Mon. Sep 16th, 2024

Canada’s Building Permits Drop Sharply in June

The total value of building permits across Canada saw a notable decline of 13.9% in June 2024, dropping to $9.9 billion according to the latest data released by Statistics Canada. This marks the second consecutive month of decline, following a similar trend in May. The downturn in building permits is evident across both residential and non-residential sectors, affecting nearly all provinces and territories.

The residential sector, which traditionally drives much of the building activity in Canada, experienced a notable contraction. The total value of residential building permits fell by 11.5% to $6.5 billion in June. A deeper look into the figures reveals a sharp drop in multi-unit construction intentions, which plunged by 19.8%, a decrease of $937.1 million. This sector’s downturn was significantly impacted by Ontario and British Columbia, with Ontario seeing its most substantial monthly drop since December 2023.

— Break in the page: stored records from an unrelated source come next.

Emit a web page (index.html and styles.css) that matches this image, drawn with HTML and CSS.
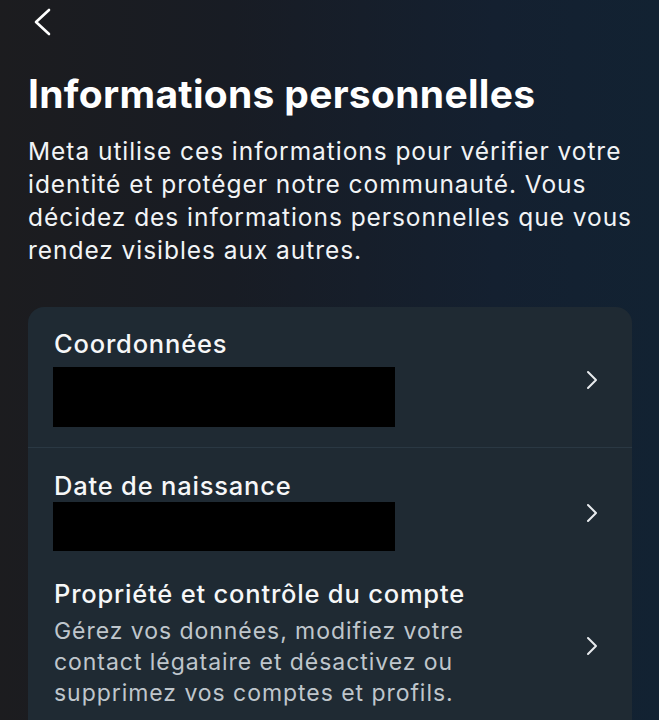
FILE: index.html
```html
<!DOCTYPE html>
<html lang="fr">
<head>
	<meta charset="UTF-8">
	<title>Informations personnelles</title>
	<link rel="stylesheet" href="styles.css">
</head>
<body>
<div class="page">
	<div class="topbar">
		<svg class="back" width="20" height="28" viewBox="0 0 20 28">
			<path d="M17 2 L4 14 L17 26" fill="none" stroke="#fff" stroke-width="2.6" stroke-linecap="round" stroke-linejoin="round"/>
		</svg>
	</div>
	<h1 class="title">Informations personnelles</h1>
	<p class="intro">Meta utilise ces informations pour vérifier votre identité et protéger notre communauté. Vous décidez des informations personnelles que vous rendez visibles aux autres.</p>

	<div class="card">
		<div class="row row-first">
			<div class="row-body">
				<div class="row-title">Coordonnées</div>
				<div class="masked masked-tall"></div>
			</div>
			<svg class="chevron" width="14" height="20" viewBox="0 0 14 20">
				<path d="M3 2 L11 10 L3 18" fill="none" stroke="#e8ebee" stroke-width="2" stroke-linecap="round" stroke-linejoin="round"/>
			</svg>
		</div>
		<div class="row row-second">
			<div class="row-body">
				<div class="row-title">Date de naissance</div>
				<div class="masked"></div>
			</div>
			<svg class="chevron" width="14" height="20" viewBox="0 0 14 20">
				<path d="M3 2 L11 10 L3 18" fill="none" stroke="#e8ebee" stroke-width="2" stroke-linecap="round" stroke-linejoin="round"/>
			</svg>
		</div>
		<div class="row row-third">
			<div class="row-body">
				<div class="row-title">Propriété et contrôle du compte</div>
				<div class="row-desc">Gérez vos données, modifiez votre contact légataire et désactivez ou supprimez vos comptes et profils.</div>
			</div>
			<svg class="chevron" width="14" height="20" viewBox="0 0 14 20">
				<path d="M3 2 L11 10 L3 18" fill="none" stroke="#e8ebee" stroke-width="2" stroke-linecap="round" stroke-linejoin="round"/>
			</svg>
		</div>
	</div>
</div>
</body>
</html>
```

FILE: styles.css
```css
html, body {
	margin: 0;
	height: 100%;
}

body {
	background: linear-gradient(90deg, #1c1c1f 0%, #181c24 35%, #142030 75%, #122232 100%);
	color: #fff;
	font-family: Inter, Roboto, sans-serif;
	overflow: hidden;
}

.page {
	padding: 0 27px 0 28px;
}

/* header */
.topbar {
	height: 44px;
	padding-left: 4px;
}

.back {
	display: block;
	margin-top: 8px;
}

.title {
	margin: 19px 0 0;
	font-size: 39px;
	font-weight: 700;
	line-height: 46px;
	letter-spacing: 0.3px;
}

.intro {
	margin: 18px 0 0;
	font-size: 24.5px;
	line-height: 33px;
	letter-spacing: 0.95px;
	color: #f2f4f6;
}

/* settings card */
.card {
	margin-top: 40px;
	background: #1f2a33;
	border-radius: 16px;
	height: 460px;
}

.row {
	display: flex;
	align-items: center;
	padding: 0 33px 0 26px;
}

.row-body {
	flex: 1;
}

.row-title {
	font-size: 25.5px;
	font-weight: 500;
	line-height: 32px;
	letter-spacing: 0.8px;
	color: #f6f7f8;
}

.row-first {
	padding-top: 21px;
	padding-bottom: 20px;
	border-bottom: 1px solid #2a3843;
}

.row-second {
	padding-top: 22px;
}

.row-third {
	padding-top: 27px;
}

.masked {
	background: #000;
	width: 342px;
	height: 49px;
	margin-left: -1px;
}

.masked-tall {
	margin-top: 7px;
	height: 60px;
}

.row-desc {
	max-width: 430px;
	font-size: 23px;
	line-height: 31px;
	letter-spacing: 0.95px;
	color: #bfc6cc;
	margin-top: 6px;
}

.chevron {
	flex: none;
	margin-top: 4px;
}
```
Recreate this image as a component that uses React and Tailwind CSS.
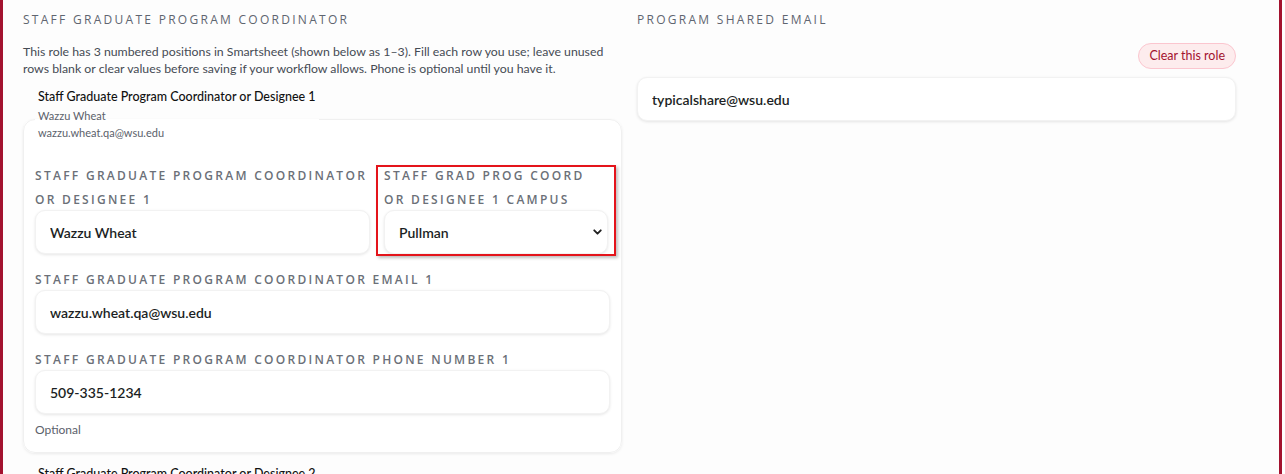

Despite the overall decline, there was a glimmer of growth in the single-family home segment. Permits for single-family dwellings rose by 4.0%, reaching $2.6 billion. This uptick suggests that while broader residential construction activity may be slowing, demand for single-family homes remains resilient.

In total, Canadian municipalities authorized the construction of 20,400 dwelling units in June, contributing to a 12-month total of 263,400 units since July 2023. This steady stream of authorizations indicates continued interest in residential development, albeit with fluctuations between different types of housing.

The non-residential sector experienced an even steeper decline than the residential sector, with the total value of permits dropping by 18.1% to $3.5 billion in June. The industrial component was particularly hard hit, seeing a dramatic 42.6% decrease, following a notable increase in May. This suggests a volatile industrial market, where intentions for new projects can swing significantly from month to month.

Commercial construction intentions also saw a decline, falling by 15.6%, a decrease of $331.1 million. However, the institutional component managed a slight increase of 1.0%, reflecting continued investment in public buildings and infrastructure.

Despite the month-to-month fluctuations, the second quarter of 2024 ended on a somewhat positive note. The total value of building permits rose by 2.1% from the first quarter, reaching $34.6 billion. This marks the second consecutive quarterly increase and the fourth highest quarterly value on record.

The residential sector was the main driver of this growth, with permits increasing by 6.9% to $22.2 billion in the second quarter. Ontario played a pivotal role in this growth, particularly through its multi-unit construction segment, which surged by 35.0%, a gain of $1.6 billion. This led to a national record of $14.4 billion in multi-unit residential permits for the quarter.

However, it’s essential to note that this growth was not uniform across Canada. Excluding the Toronto area, the total value of multi-unit residential building permits actually declined by 2.2% in the second quarter, highlighting regional disparities in construction activity.

While the residential sector saw gains, the non-residential sector did not share the same positive trajectory in the second quarter. The total value of non-residential building permits declined by 5.6%, with decreases across all three components: industrial, commercial, and institutional. The industrial sector, in particular, saw the most significant decline, dropping by 14.8%, a decrease of $437.5 million.

The data from June 2024 paints a complex picture of Canada’s construction industry. While the overall value of building permits is down, particularly in the non-residential sector, there are pockets of growth, especially in the single-family and multi-unit residential segments. The second quarter’s record high in multi-unit residential permits, driven largely by Ontario, underscores the continued demand for housing, even as other sectors struggle.